There’s constantly a struggle inside me to fight against my base urges. A battle to dispel the lies of the bigotry and racism I carry. A war to remember that other people have the same insecurities and fears and just want to be shown some kindness and some love. It’s a slow process and I seem to keep stumbling along the path.

So tonight I ask that we men—especially us white guys—shut up and listen to the women around us. I’ve found it incredibly helpful to follow a bunch of women on social media. Then all you white people out there let us do the same. We need to shut up and listen to the people of color struggling through a system designed to enhance whiteness. Again follow some people of color on social media.

Now that’s just the tip of the iceberg. Remember there’s a whole spectrum of people out there. Some of those people are disabled. Some don’t conform to heteronormativity. Some don’t conform to the gender binary. Some were misgendered at birth. Most aren’t overtly different, but still they fall into one or more marginalized groups. Most of them have been shouting to get their rights and respect for a very long time.

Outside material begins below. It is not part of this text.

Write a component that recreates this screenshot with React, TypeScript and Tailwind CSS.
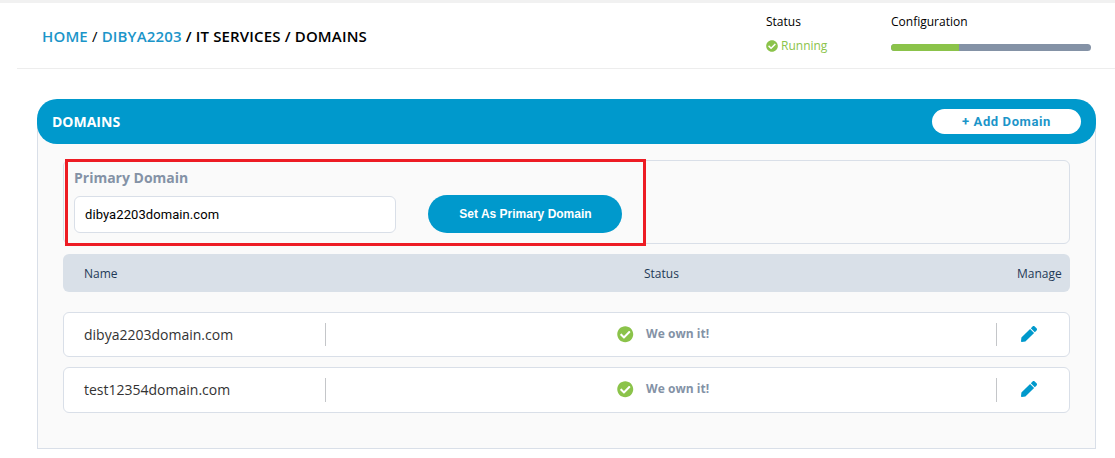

Shut up and listen! Then when you think you have something to say stay silent and listen some more. Even better signal boost without comment. Ask the people you’ve grown to admire if they want you to battle the trolls and the bigots that attack them. Not everyone does as that can just make things worse. It’s a hard lesson to learn. If something is egregious or violent block and report the offender. If for some insane reason you do feel the need to engage, do triple check that you haven’t tagged the victim into the conversation. Theses are all great rules for social media. The Middle Eastern Feminist has an excellent guide on how to intervene if you are witnessing racism or bigotry in real life (IRL).

So that was all pretty heavy. Like anything else in life though practice will make it easier. Oh and dudes because I know you’re going to be thick headed and weak about this read the entirety of Scott Barolo’s and shrew’s Twitter thread so that you get a few more reminders to shut up and listen.

To the women in my life I’m sorry. To those I’ve unleashed my hate or cruelty on I’m sorry.